Henrietta Swan Leavitt — born on Independence Day a century and a half ago — conducted research that led to two of the most surprising and important discoveries in the history of astrophysics while working at Harvard College Observatory in Cambridge, now part of the Harvard-Smithsonian Center for Astrophysics (CfA).
Leavitt performed meticulous analysis of pulsating stars called Cepheid variables in the late 19th and early 20th century. She used these observations to develop a powerful new and durable tool for estimating the distances of stars and galaxies, a crucial advance for understanding the size and evolution of the universe that astronomers of the day were struggling to accomplish.
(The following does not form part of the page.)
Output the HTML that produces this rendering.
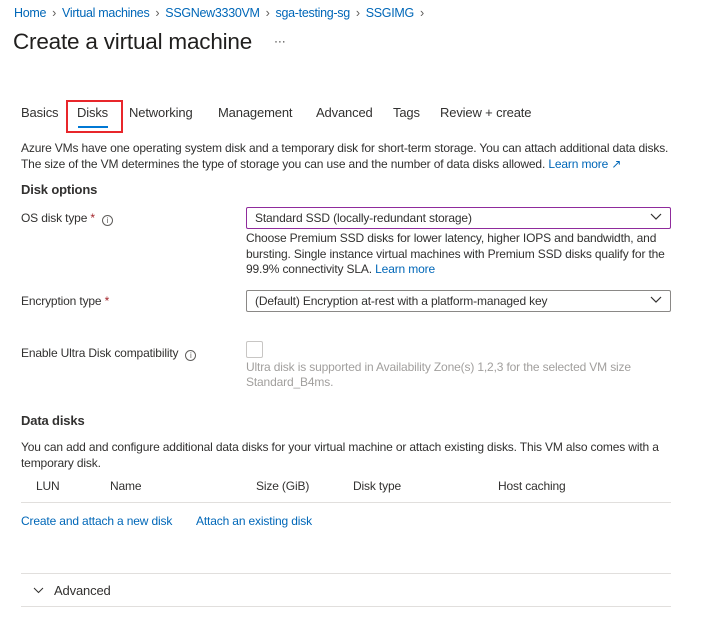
<!DOCTYPE html>
<html><head><meta charset="utf-8"><style>
*{margin:0;padding:0;box-sizing:border-box}
body{width:706px;height:637px;background:#fff;font-family:"Liberation Sans",sans-serif;color:#323130;position:relative;overflow:hidden;font-size:12px;letter-spacing:-0.15px}
.a{position:absolute;white-space:nowrap;line-height:16px}
.l{color:#0067b8}
.g{color:#a19f9d}
.sep{color:#605e5c;margin:0 6px}
.sel{position:absolute;left:246px;width:425px;height:22px;border:1px solid #8a8886;border-radius:2px}
.sel span{position:absolute;left:8px;top:2px;line-height:16px}
.chev{position:absolute;right:8px;top:5px}
.hr{position:absolute;left:21px;width:650px;height:1px;background:#e1dfdd}
.info{display:inline-block;width:11px;height:11px;border:1px solid #605e5c;border-radius:50%;font-size:8px;line-height:9px;text-align:center;vertical-align:-1px;margin-left:7px;color:#605e5c;letter-spacing:0}
.req{color:#a4262c}
</style></head><body>
<div class="a" style="left:14px;top:5px;font-size:12.5px;letter-spacing:-0.3px"><span class="l">Home</span><span class="sep">›</span><span class="l">Virtual machines</span><span class="sep">›</span><span class="l">SSGNew3330VM</span><span class="sep">›</span><span class="l">sga-testing-sg</span><span class="sep">›</span><span class="l">SSGIMG</span><span class="sep">›</span></div>
<div class="a" style="left:13px;top:29px;font-size:22.5px;line-height:26px;color:#201f1e;letter-spacing:-0.2px">Create a virtual machine</div>
<div class="a" style="left:274px;top:33px;font-size:12px">···</div>

<div class="a" style="left:21px;top:105px;font-size:13px">Basics</div>
<div class="a" style="left:77px;top:105px;font-size:13px">Disks</div>
<div style="position:absolute;left:78px;top:126px;width:30px;height:2px;background:#0078d4"></div>
<div style="position:absolute;left:66px;top:100px;width:57px;height:33px;border:2px solid #e8262b"></div>
<div class="a" style="left:129px;top:105px;font-size:13px">Networking</div>
<div class="a" style="left:218px;top:105px;font-size:13px">Management</div>
<div class="a" style="left:316px;top:105px;font-size:13px">Advanced</div>
<div class="a" style="left:393px;top:105px;font-size:13px">Tags</div>
<div class="a" style="left:440px;top:105px;font-size:13px">Review + create</div>

<div class="a" style="left:21px;top:140px">Azure VMs have one operating system disk and a temporary disk for short-term storage. You can attach additional data disks.</div>
<div class="a" style="left:21px;top:156px">The size of the VM determines the type of storage you can use and the number of data disks allowed. <span class="l">Learn more ↗</span></div>

<div class="a" style="left:21px;top:182px;font-size:13px;font-weight:bold;color:#323130">Disk options</div>

<div class="a" style="left:21px;top:210px">OS disk type <span class="req">*</span><span class="info">i</span></div>
<div class="sel" style="top:207px;border-color:#8f2b9c"><span>Standard SSD (locally-redundant storage)</span><svg class="chev" width="12" height="8"><path d="M1 1l5 5 5-5" stroke="#323130" fill="none" stroke-width="1.2"/></svg></div>
<div class="a" style="left:246px;top:230px">Choose Premium SSD disks for lower latency, higher IOPS and bandwidth, and</div>
<div class="a" style="left:246px;top:246px">bursting. Single instance virtual machines with Premium SSD disks qualify for the</div>
<div class="a" style="left:246px;top:261px">99.9% connectivity SLA.  <span class="l">Learn more</span></div>

<div class="a" style="left:21px;top:293px">Encryption type <span class="req">*</span></div>
<div class="sel" style="top:290px"><span>(Default) Encryption at-rest with a platform-managed key</span><svg class="chev" width="12" height="8"><path d="M1 1l5 5 5-5" stroke="#323130" fill="none" stroke-width="1.2"/></svg></div>

<div class="a" style="left:21px;top:345px">Enable Ultra Disk compatibility<span class="info">i</span></div>
<div style="position:absolute;left:246px;top:341px;width:17px;height:17px;border:1px solid #c8c6c4;border-radius:2px"></div>
<div class="a g" style="left:246px;top:359px">Ultra disk is supported in Availability Zone(s) 1,2,3 for the selected VM size</div>
<div class="a g" style="left:246px;top:374px">Standard_B4ms.</div>

<div class="a" style="left:21px;top:413px;font-size:13px;font-weight:bold">Data disks</div>
<div class="a" style="left:21px;top:439px">You can add and configure additional data disks for your virtual machine or attach existing disks. This VM also comes with a</div>
<div class="a" style="left:21px;top:455px">temporary disk.</div>
<div class="a" style="left:36px;top:478px">LUN</div>
<div class="a" style="left:110px;top:478px">Name</div>
<div class="a" style="left:256px;top:478px">Size (GiB)</div>
<div class="a" style="left:353px;top:478px">Disk type</div>
<div class="a" style="left:498px;top:478px">Host caching</div>
<div class="hr" style="top:502px"></div>
<div class="a l" style="left:21px;top:513px">Create and attach a new disk</div>
<div class="a l" style="left:196px;top:513px">Attach an existing disk</div>
<div class="hr" style="top:573px"></div>
<svg style="position:absolute;left:33px;top:587px" width="11" height="7"><path d="M1 1l4.5 4.5L10 1" stroke="#323130" fill="none" stroke-width="1"/></svg>
<div class="a" style="left:54px;top:583px;font-size:13px">Advanced</div>
<div class="hr" style="top:606px"></div>
</body></html>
After Leavitt’s death in 1921, Edwin Hubble used the relationship between the period and luminosity of the Cepheid variables to determine that the universe was expanding. Decades later in the 1990s, astronomers built on this work by discovering that the expansion is, in fact, accelerating. In 2011, the Nobel Prize in Physics was awarded for this discovery.
One of those Laureates, Adam Riess, had used and extended Leavitt’s tool as a graduate student doing cosmology research at CfA. Only two years after graduating he led a paper reporting the discovery of the universe’s accelerating expansion.
“By discovering a relationship for some stars between how bright they appear and how fast they blink, Henrietta Leavitt gave us a tool to gauge the size and expansion rate of the universe,” Reiss said. “That tool remains to this day one of our very best for studying the universe.”